A startup in the oil-and-gas service sector sought to improve downhole well stimulation technology. After a few years, differences between the three founders culminated in the ouster of Mr. Groves, one of the founders. Mr. Groves was removed as President and then his employment was terminated. The company had, during those few years, filed for patent protection on a number of inventions which were invented by Mr. Groves. After his termination, he promptly sued his former employer based on a claim of ownership of those inventions which were created during the course of his employment.

In the recent decision in Groves v Canasonics Inc., 2015 ABQB 314 (CanLII), the court noted that the employment agreement between Mr. Groves and Canasonics included the following condition:

“The Company shall own any and all Copyright and Intellectual Property created in the course of Employment.
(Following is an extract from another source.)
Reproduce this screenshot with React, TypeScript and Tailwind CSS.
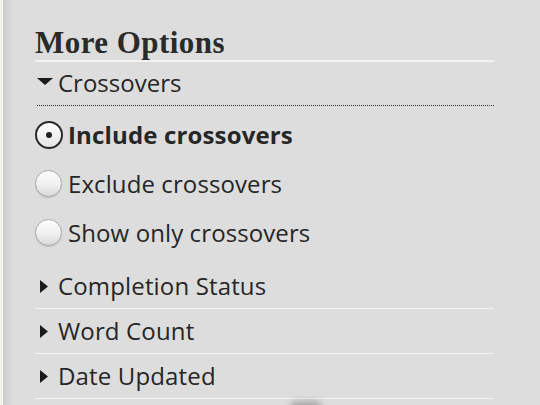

Further, in the event there is a period when the Employee might be considered an independent contractor, all Copyright created and any Intellectual Property created shall be owned by the Company.” The Court had no trouble in concluding that the inventions were patented in the U.S. and Canada by their inventor, Mr. Groves in his capacity as an employee, who then assigned the inventions to Canasonics as the employer pursuant to terms of the employment agreement.

The lesson for business in any industry is clear: ensure that your employment agreements – and by extension, independent contractor and consulting agreements – are clear. Intellectual property and ownership of inventions should be clearly addressed. Get advice from experienced counsel to ensure that the IP legal issues are covered – including confidentiality, consideration, invention ownership, IP assignment, non-competition and non-solicitation.